Em vez disso, os garimpeiros, que geralmente desconhecem as medidas de prevenção e tratamento de doenças como a malária, “acabam se automedicando, tomando uma dose mais baixa do medicamento e permanecendo infectados por vários dias, ou tomando remédios antimaláricos para qualquer febre que eventualmente tenham”, diz Siqueira.
A movimentação desses garimpeiros pela floresta faz com que a malária também circule. A transmissão da doença não ocorre diretamente de pessoa para pessoa. Mas se um mosquito picar uma pessoa já infectada com malária, ele pode carregar o parasita que causa a doença e transmiti-lo a outras pessoas. A doença pode ser transmitida para as pessoas que moram nas cidades onde os garimpeiros vivem e eventualmente retornam, ou para os indígenas que vivem nas regiões próximas da Amazônia
Karo Munduruku viveu na Reserva Indígena Praia do Mangue a vida toda. A reserva está localizada nos arredores de Itaituba, município do Pará chamado de ‘cidade pepita’ pelos moradores. Os garimpeiros ilegais começaram a invadir as terras munduruku muito antes de ele ter nascido.
“Nunca vou me acostumar com a destruição que eles deixam para trás”, diz ele.
Com a atenção voltada para o número crescente de casos e mortes por covid-19 no país, e com as ações do governo federal que enfraqueceram as leis de proteção à Amazônia, Munduruku teme que o desmatamento comece a afetar a saúde de sua família. Ele se recorda de seus dois irmãos mais novos sofrendo durante semanas com febre, calafrios, suores noturnos e náuseas quando contraíram malária anos atrás. Ele não quer que isso aconteça novamente.
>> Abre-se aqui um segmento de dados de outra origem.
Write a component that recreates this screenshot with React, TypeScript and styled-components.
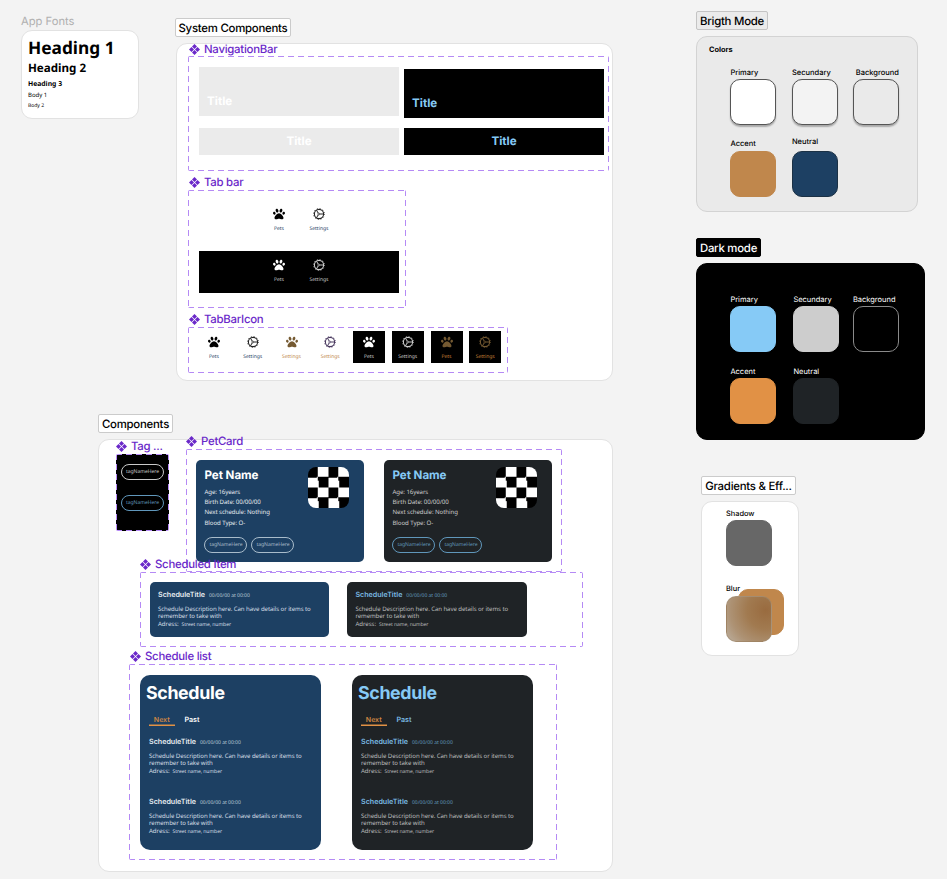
import React from "react";
import styled, { createGlobalStyle, css } from "styled-components";
import { FaPaw } from "react-icons/fa";

const inter = 'Inter, "Liberation Sans", sans-serif';
const noto = '"Noto Sans", "Open Sans", sans-serif';

const colors = {
  purple: "#6a28c9",
  dash: "#b58af5",
  navy: "#1d4063",
  ink: "#1f2326",
  sky: "#86caf6",
  accent: "#c0874c",
  orange: "#e19145",
  paper: "#ebebeb",
};

const GlobalStyle = createGlobalStyle`
  * { box-sizing: border-box; }
  body { margin: 0; background: #f3f3f3; text-rendering: geometricPrecision; }
`;

const Canvas = styled.main`
  position: relative;
  width: 947px;
  height: 879px;
  overflow: hidden;
  background: #f3f3f3;
  font-family: ${inter};
`;

type Box = { $x: number; $y: number; $w?: number; $h?: number };

/* Anything dropped on the free canvas keeps its own coordinates. */
const placed = css<Box>`
  position: absolute;
  left: ${(p) => p.$x}px;
  top: ${(p) => p.$y}px;
  ${(p) => p.$w !== undefined && `width: ${p.$w}px;`}
  ${(p) => p.$h !== undefined && `height: ${p.$h}px;`}
`;

const Section = styled.section<Box & { $bg?: string; $line?: string; $pad?: string }>`
  ${placed}
  background: ${(p) => p.$bg ?? "#fff"};
  border: 1px solid ${(p) => p.$line ?? "#e2e2e2"};
  border-radius: 11px;
  padding: ${(p) => p.$pad ?? "0"};
`;

const SectionLabel = styled.div<Box & { $bg?: string; $color?: string; $line?: string }>`
  ${placed}
  display: flex;
  align-items: center;
  justify-content: center;
  white-space: nowrap;
  border-radius: 2px;
  border: 1px solid ${(p) => p.$line ?? "#cbcbcb"};
  background: ${(p) => p.$bg ?? "#fff"};
  color: ${(p) => p.$color ?? "#000"};
  font-size: 11.4px;
  font-weight: 450;
  letter-spacing: -0.25px;
`;

const PlainLabel = styled.div<Box>`
  ${placed}
  color: #b0b0b0;
  font-size: 11.2px;
  line-height: 14px;
`;

const dashH = `repeating-linear-gradient(90deg, ${colors.dash} 0 6px, transparent 6px 10px)`;
const dashV = `repeating-linear-gradient(180deg, ${colors.dash} 0 6px, transparent 6px 10px)`;

const ComponentSet = styled.div<Box & { $pad?: string; $bg?: string }>`
  ${placed}
  padding: ${(p) => p.$pad ?? "0"};
  border-radius: 2px;
  background-color: ${(p) => p.$bg ?? "transparent"};
  background-image: ${dashH}, ${dashH}, ${dashV}, ${dashV};
  background-size: 100% 1px, 100% 1px, 1px 100%, 1px 100%;
  background-position: 0 0, 0 100%, 0 0, 100% 0;
  background-repeat: no-repeat;
`;

const SetLabel = styled.div<Box>`
  ${placed}
  display: flex;
  align-items: center;
  gap: 4px;
  height: 14px;
  color: ${colors.purple};
  font-size: 11.4px;
  font-weight: 450;
  letter-spacing: -0.26px;
  white-space: nowrap;
`;

const Txt = styled.span<{
  $size: number;
  $w?: number;
  $c?: string;
  $ls?: number;
  $lh?: number;
  $noto?: boolean;
  $mt?: number;
}>`
  display: block;
  white-space: pre;
  font-family: ${(p) => (p.$noto ? noto : inter)};
  font-size: ${(p) => p.$size}px;
  font-weight: ${(p) => p.$w ?? 400};
  color: ${(p) => p.$c ?? "#000"};
  letter-spacing: ${(p) => p.$ls ?? 0}px;
  line-height: ${(p) => p.$lh ?? 10}px;
  margin-top: ${(p) => p.$mt ?? 0}px;
`;

const FontStack = styled.div`
  display: flex;
  flex-direction: column;
`;

const ComponentGlyph = () => (
  <svg width="11" height="11" viewBox="0 0 11 11" fill={colors.purple}>
    <path d="M5.5 0 8 2.5 5.5 5 3 2.5Z" />
    <path d="M5.5 6 8 8.5 5.5 11 3 8.5Z" />
    <path d="M2.5 3 5 5.5 2.5 8 0 5.5Z" />
    <path d="M8.5 3 11 5.5 8.5 8 6 5.5Z" />
  </svg>
);

const SetTitle = ({ x, y, children }: { x: number; y: number; children: string }) => (
  <SetLabel $x={x} $y={y}>
    <ComponentGlyph />
    {children}
  </SetLabel>
);

/* Navigation bars */

const NavColumns = styled.div`
  display: flex;
  gap: 5px;
`;

const NavColumn = styled.div<{ $top: number }>`
  display: flex;
  flex-direction: column;
  gap: ${(p) => 12 - p.$top}px;
  padding-top: ${(p) => p.$top}px;
`;

const NavBar = styled.div<{ $dark?: boolean; $compact?: boolean }>`
  display: flex;
  width: 200px;
  height: ${(p) => (p.$compact ? 26.5 : 49)}px;
  align-items: ${(p) => (p.$compact ? "center" : "flex-end")};
  justify-content: ${(p) => (p.$compact ? "center" : "flex-start")};
  padding: ${(p) => (p.$compact ? "0" : "0 8px 8px")};
  background: ${(p) => (p.$dark ? "#000" : colors.paper)};
`;

const NavTitle = ({ dark }: { dark?: boolean }) => (
  <Txt $size={11.6} $w={650} $lh={14} $c={dark ? colors.sky : "#fff"}>
    Title
  </Txt>
);

/* Tab bar */

const TabStrip = styled.div<{ $dark?: boolean }>`
  display: flex;
  justify-content: center;
  gap: 8px;
  width: 200px;
  height: 42px;
  margin-bottom: 9px;
  padding-top: 3px;
  background: ${(p) => (p.$dark ? "#000" : "transparent")};
`;

const TabTile = styled.div<{ $bg?: string }>`
  display: flex;
  flex-direction: column;
  align-items: center;
  gap: 4.5px;
  width: 32px;
  height: 32px;
  padding-top: 5px;
  background: ${(p) => p.$bg ?? "transparent"};
`;

const TileRow = styled.div`
  display: flex;
  gap: 6.75px;
`;

const Gear = ({ color }: { color: string }) => (
  <svg width="12" height="12" viewBox="0 0 24 24" fill="none" stroke={color}>
    <circle cx="12" cy="12" r="9.2" strokeWidth="2.2" />
    <circle cx="12" cy="12" r="11" strokeWidth="1.6" strokeDasharray="2.1 3.66" />
    <circle cx="11.4" cy="12" r="1.9" strokeWidth="1.5" />
    <path d="M13.8 12H21M10.4 10.2 7 4.4M10.4 13.8 7 19.6" strokeWidth="2" />
  </svg>
);

type Tab = { icon: "paw" | "gear"; label: string; iconColor: string; color: string; bg?: string };

const TabIcon = ({ icon, label, iconColor, color, bg }: Tab) => (
  <TabTile $bg={bg}>
    {icon === "paw" ? <FaPaw size={12} color={iconColor} /> : <Gear color={iconColor} />}
    <Txt $noto $size={5} $lh={8} $c={color}>
      {label}
    </Txt>
  </TabTile>
);

const tabs: Tab[] = [
  { icon: "paw", label: "Pets", iconColor: "#000", color: colors.navy },
  { icon: "gear", label: "Settings", iconColor: "#222", color: colors.navy },
  { icon: "paw", label: "Settings", iconColor: "#755a32", color: colors.accent },
  { icon: "gear", label: "Settings", iconColor: "#49395f", color: colors.accent },
  { icon: "paw", label: "Pets", iconColor: "#fff", color: "#ccc", bg: "#000" },
  { icon: "gear", label: "Settings", iconColor: "#ccc", color: "#ccc", bg: "#000" },
  { icon: "paw", label: "Pets", iconColor: "#755a32", color: "#c98037", bg: "#000" },
  { icon: "gear", label: "Settings", iconColor: "#755a32", color: "#c98037", bg: "#000" },
];

/* Colour swatches */

const SwatchGrid = styled.div<{ $cols: string; $gap: number; $inset?: string }>`
  display: grid;
  grid-template-columns: ${(p) => p.$cols};
  row-gap: ${(p) => p.$gap}px;
  padding: ${(p) => p.$inset ?? "0"};
`;

const SwatchCell = styled.div<{ $end?: boolean; $lift?: number }>`
  display: flex;
  flex-direction: column;
  width: 46px;
  height: 58px;
  justify-content: flex-end;
  align-items: ${(p) => (p.$end ? "flex-end" : "flex-start")};
  gap: ${(p) => p.$lift ?? 1.5}px;
`;

const Chip = styled.div<{ $fill: string; $line?: string; $shadow?: boolean }>`
  width: 46px;
  height: 46px;
  flex: none;
  border-radius: 10px;
  border: 1px solid ${(p) => p.$line ?? p.$fill};
  background: ${(p) => p.$fill};
  box-shadow: ${(p) => (p.$shadow ? "0 1.5px 1.5px rgba(0,0,0,.28)" : "none")};
`;

const Stage = styled.div`
  position: relative;
  width: 60px;
  height: 54px;
  margin-top: -5px;
`;

const StageChip = styled(Chip)<{ $l: number; $t: number; $glass?: boolean }>`
  position: absolute;
  left: ${(p) => p.$l}px;
  top: ${(p) => p.$t}px;
  ${(p) =>
    p.$glass &&
    css`
      border-color: rgba(160, 140, 115, 0.6);
      background: radial-gradient(circle at 88% 30%, #996b3f 0%, #a17a50 38%, #ad9274 72%, #bcae9d 100%);
    `}
`;

type SwatchSpec = { name: string; fill: string; line?: string; shadow?: boolean; end?: boolean; lift?: number };

const Swatch = ({ s, color }: { s: SwatchSpec; color: string }) => (
  <SwatchCell $end={s.end} $lift={s.lift}>
    <Txt $size={7.5} $w={color === "#000" ? 500 : 400} $c={color}>
      {s.name}
    </Txt>
    <Chip $fill={s.fill} $line={s.line} $shadow={s.shadow} />
  </SwatchCell>
);

const bright: SwatchSpec[] = [
  { name: "Primary", fill: "#fff", line: "#555", shadow: true },
  { name: "Secundary", fill: "#f3f3f3", line: "#555", shadow: true },
  { name: "Background", fill: "#eaeaea", line: "#555", shadow: true, end: true },
  { name: "Accent", fill: colors.accent, lift: 2 },
  { name: "Neutral", fill: colors.navy, line: "#1b3145", lift: 4.5 },
];

const dark: SwatchSpec[] = [
  { name: "Primary", fill: colors.sky },
  { name: "Secundary", fill: "#cdcdcd" },
  { name: "Background", fill: "#000", line: "#8a8a8a" },
  { name: "Accent", fill: colors.orange },
  { name: "Neutral", fill: colors.ink },
];

/* Pet components */

const TagPill = styled.span<{ $c: string }>`
  display: flex;
  align-items: center;
  justify-content: center;
  width: 43px;
  height: 16px;
  border: 1px solid ${(p) => p.$c};
  border-radius: 8px;
  color: ${(p) => p.$c};
  font: 400 5.1px ${noto};
  letter-spacing: -0.05px;
`;

const TagStack = styled.div`
  display: flex;
  flex-direction: column;
  gap: 14.5px;
`;

const CardRow = styled.div<{ $gap: number }>`
  display: flex;
  gap: ${(p) => p.$gap}px;
`;

const Card = styled.article<{ $w: number; $h: number; $dark?: boolean; $r: number; $pad: string }>`
  width: ${(p) => p.$w}px;
  height: ${(p) => p.$h}px;
  padding: ${(p) => p.$pad};
  border-radius: ${(p) => p.$r}px;
  background: ${(p) => (p.$dark ? colors.ink : colors.navy)};
`;

const PetTop = styled.div`
  display: flex;
  justify-content: space-between;
  height: 70px;
`;

const Checker = styled.div`
  width: 41px;
  height: 41px;
  border-radius: 8px;
  background: conic-gradient(#fff 25%, #000 0 50%, #fff 0 75%, #000 0) 0 0 / 20.5px 20.5px;
`;

const TagRow = styled.div`
  display: flex;
  gap: 4px;
`;

const petLines = ["Age: 16years", "Birth Date: 00/00/00", "Next schedule: Nothing", "Blood Type: O-"];

const PetCard = ({ dark: isDark }: { dark?: boolean }) => {
  const body = isDark ? "#c9c9c9" : "#e3e9ee";
  const tag = isDark ? "#6097bb" : "#a9bccb";
  return (
    <Card $w={167.5} $h={102} $dark={isDark} $r={5} $pad="7.6px 15px 0 8.3px">
      <PetTop>
        <div>
          <Txt $size={11.6} $w={650} $lh={16} $ls={-0.05} $c={isDark ? colors.sky : "#fff"}>
            Pet Name
          </Txt>
          <Txt $noto $size={6.1} $lh={10.35} $ls={-0.08} $mt={3.7} $c={body}>
            {petLines.join("\n")}
          </Txt>
        </div>
        <Checker />
      </PetTop>
      <TagRow>
        <TagPill $c={tag}>tagNameHere</TagPill>
        <TagPill $c={tag}>tagNameHere</TagPill>
      </TagRow>
    </Card>
  );
};

const Inline = styled.div<{ $gap: number }>`
  display: flex;
  align-items: baseline;
  gap: ${(p) => p.$gap}px;
`;

const ScheduleItem = ({ dark: isDark }: { dark?: boolean }) => {
  const title = isDark ? "#7bbbe4" : "#e9eef2";
  const date = isDark ? "#6299bd" : "#bccbd7";
  const body = isDark ? "#b9babb" : "#d2dce4";
  return (
    <div>
      <Inline $gap={4}>
        <Txt $size={7.15} $w={600} $c={title}>
          ScheduleTitle
        </Txt>
        <Txt $noto $size={5} $c={date}>
          00/00/00 at 00:00
        </Txt>
      </Inline>
      <Txt $noto $size={6.1} $lh={7.2} $ls={-0.09} $mt={4.2} $c={body}>
        {"Schedule Description here. Can have details or items to\nremember to take with"}
      </Txt>
      <Inline $gap={3}>
        <Txt $noto $size={6.1} $ls={-0.05} $c={body}>
          Adress:
        </Txt>
        <Txt $noto $size={5.1} $ls={-0.09} $c={body}>
          Street name, number
        </Txt>
      </Inline>
    </div>
  );
};

const TabHeads = styled.div`
  display: flex;
  gap: 9.5px;
  height: 12px;
  margin: 10px 0 10.3px;
`;

const TabHead = styled.div<{ $active?: boolean }>`
  width: 26.5px;
  height: 11.5px;
  margin-left: ${(p) => (p.$active ? 2.5 : 0)}px;
  display: flex;
  justify-content: ${(p) => (p.$active ? "center" : "flex-start")};
  box-shadow: ${(p) => (p.$active ? `inset 0 -1.5px ${colors.orange}` : "none")};
`;

const ItemStack = styled.div`
  display: grid;
  grid-auto-rows: 60px;
  padding-left: 3px;
`;

const ScheduleCard = ({ dark: isDark }: { dark?: boolean }) => (
  <Card $w={181} $h={175} $dark={isDark} $r={10} $pad="7px 6px 0">
    <Txt $size={17.8} $w={650} $lh={23} $ls={-0.35} $c={isDark ? colors.sky : "#fff"}>
      Schedule
    </Txt>
    <TabHeads>
      <TabHead $active>
        <Txt $size={7} $w={600} $c="#cf8744">
          Next
        </Txt>
      </TabHead>
      <TabHead>
        <Txt $size={7.1} $w={600} $c={isDark ? "#7bbbe4" : "#fff"}>
          Past
        </Txt>
      </TabHead>
    </TabHeads>
    <ItemStack>
      <ScheduleItem dark={isDark} />
      <ScheduleItem dark={isDark} />
    </ItemStack>
  </Card>
);

export default function App() {
  return (
    <>
      <GlobalStyle />
      <Canvas>
        <PlainLabel $x={21} $y={14}>
          App Fonts
        </PlainLabel>
        <Section $x={21} $y={30} $w={118} $h={88.5} $pad="5.5px 6px">
          <FontStack>
            <Txt $noto $size={17.3} $w={700} $lh={23}>Heading 1</Txt>
            <Txt $noto $size={11.6} $w={700} $lh={18} $mt={0.6}>Heading 2</Txt>
            <Txt $noto $size={6.8} $w={700} $lh={12}>Heading 3</Txt>
            <Txt $noto $size={6} $lh={11}>Body 1</Txt>
            <Txt $noto $size={5} $lh={10}>Body 2</Txt>
          </FontStack>
        </Section>

        <SectionLabel $x={175} $y={18} $w={116} $h={19}>System Components</SectionLabel>
        <Section $x={176} $y={43} $w={437} $h={338} />

        <SetTitle x={189} y={42}>NavigationBar</SetTitle>
        <ComponentSet $x={188} $y={56} $w={421} $h={115} $pad="11px 0 0 11px">
          <NavColumns>
            <NavColumn $top={0}>
              <NavBar><NavTitle /></NavBar>
              <NavBar $compact><NavTitle /></NavBar>
            </NavColumn>
            <NavColumn $top={2}>
              <NavBar $dark><NavTitle dark /></NavBar>
              <NavBar $dark $compact><NavTitle dark /></NavBar>
            </NavColumn>
          </NavColumns>
        </ComponentSet>

        <SetTitle x={189} y={175}>Tab bar</SetTitle>
        <ComponentSet $x={188} $y={190} $w={218} $h={118} $pad="10px 0 0 11px">
          <TabStrip>
            <TabIcon {...tabs[0]} />
            <TabIcon {...tabs[1]} />
          </TabStrip>
          <TabStrip $dark>
            <TabIcon {...tabs[4]} />
            <TabIcon {...tabs[5]} />
          </TabStrip>
        </ComponentSet>

        <SetTitle x={189} y={312}>TabBarIcon</SetTitle>
        <ComponentSet $x={188} $y={327} $w={320} $h={46} $pad="4px 0 0 10px">
          <TileRow>
            {tabs.map((t, i) => (
              <TabIcon key={i} {...t} />
            ))}
          </TileRow>
        </ComponentSet>

        <SectionLabel $x={696} $y={11} $w={72} $h={19} $bg="#ebebeb" $line="#c4c4c4">Brigth Mode</SectionLabel>
        <Section $x={696} $y={36} $w={222} $h={176} $bg="#eaeaea" $line="#d3d3d3" $pad="8px 0 0 12px">
          <Txt $size={7.4} $w={700}>Colors</Txt>
          <SwatchGrid $cols="61.5px 61px 46px" $gap={14} $inset="12px 0 0 21.4px">
            {bright.map((s) => (
              <Swatch key={s.name} s={s} color="#000" />
            ))}
          </SwatchGrid>
        </Section>

        <SectionLabel $x={696} $y={238} $w={65} $h={19} $bg="#000" $color="#fff" $line="#000">Dark mode</SectionLabel>
        <Section $x={696} $y={263} $w={229} $h={177} $bg="#000" $line="#000" $pad="30px 0 0 33.4px">
          <SwatchGrid $cols="63px 59.5px 46px" $gap={14}>
            {dark.map((s) => (
              <Swatch key={s.name} s={s} color="#fff" />
            ))}
          </SwatchGrid>
        </Section>

        <SectionLabel $x={701} $y={476} $w={95} $h={19}>Gradients &amp; Eff...</SectionLabel>
        <Section $x={701} $y={501} $w={98} $h={154.5} $pad="6px 0 0 24px">
          <Txt $size={7.4} $w={500} $lh={12}>Shadow</Txt>
          <Chip $fill="#676767" />
          <Txt $size={7.4} $w={500} $mt={18}>Blur</Txt>
          <Stage>
            <StageChip $fill={colors.accent} $l={12.4} $t={-0.5} />
            <StageChip $fill="transparent" $glass $l={0} $t={7} />
          </Stage>
        </Section>

        <SectionLabel $x={98} $y={414} $w={75} $h={19}>Components</SectionLabel>
        <Section $x={98} $y={439} $w={515} $h={433} />

        <SetTitle x={116} y={439}>Tag ...</SetTitle>
        <ComponentSet $x={116} $y={454} $w={53} $h={76.5} $bg="#000" $pad="10px 5px">
          <TagStack>
            <TagPill $c="#c9c9c9">tagNameHere</TagPill>
            <TagPill $c="#6097bb">tagNameHere</TagPill>
          </TagStack>
        </ComponentSet>

        <ComponentSet $x={186} $y={449} $w={376} $h={123} $pad="10.5px 0 0 10.2px">
          <CardRow $gap={20.5}>
            <PetCard />
            <PetCard dark />
          </CardRow>
        </ComponentSet>
        <SetTitle x={186} y={434}>PetCard</SetTitle>

        <ComponentSet $x={140} $y={572} $w={443} $h={75} $pad="10px 0 0 10px">
          <CardRow $gap={18}>
            <Card $w={179.4} $h={55} $r={5} $pad="7.5px 8px"><ScheduleItem /></Card>
            <Card $w={179.4} $h={55} $dark $r={5} $pad="7.5px 8px"><ScheduleItem dark /></Card>
          </CardRow>
        </ComponentSet>
        <SetTitle x={140} y={557}>Scheduled Item</SetTitle>

        <ComponentSet $x={129} $y={664} $w={428} $h={196} $pad="10.5px 0 0 11px">
          <CardRow $gap={31}>
            <ScheduleCard />
            <ScheduleCard dark />
          </CardRow>
        </ComponentSet>
        <SetTitle x={130} y={649}>Schedule list</SetTitle>
      </Canvas>
    </>
  );
}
A migração na região amazônica também aumentou nos últimos anos, com os venezuelanos entrando e saindo do Brasil e de outros países da América do Sul para escapar da crise econômica e política de seus países. Um viajante que contrai malária na Amazônia brasileira pode, mais tarde, desencadear um surto da doença em outro país.
“Isso pode fazer com que a transmissão recomece”, diz Lowe, cuja pesquisa está voltada para a forma como a interação dos fatores ambientais e socioeconômicos define o risco de transmissão de doenças. E devido à conexão global entre pessoas e doenças, é crucial encontrar uma maneira de livrar o mundo desse desequilíbrio entre saúde humana e meio ambiente.
Para que a região recupere o equilíbrio, Castro acredita ser necessária uma transformação total. O modelo de desenvolvimento na Amazônia, ela diz, sempre foi de exploração de recursos naturais, desde o aumento da extração de borracha no início da década de 1900 até a corrida do ouro que continua até hoje. Considerar os povos indígenas e outros grupos tradicionais que vivem na Amazônia é o primeiro passo para a criação de um modelo que permita o uso e a proteção dos recursos naturais da floresta.
“As pessoas sabem como utilizar a floresta de forma sustentável e há diversos dados que mostram que é possível tornar a Amazônia lucrativa e produtiva sem aumentar o desmatamento”, diz ela. “Se estamos enfrentando esses problemas hoje, é porque nosso modelo falhou completamente.”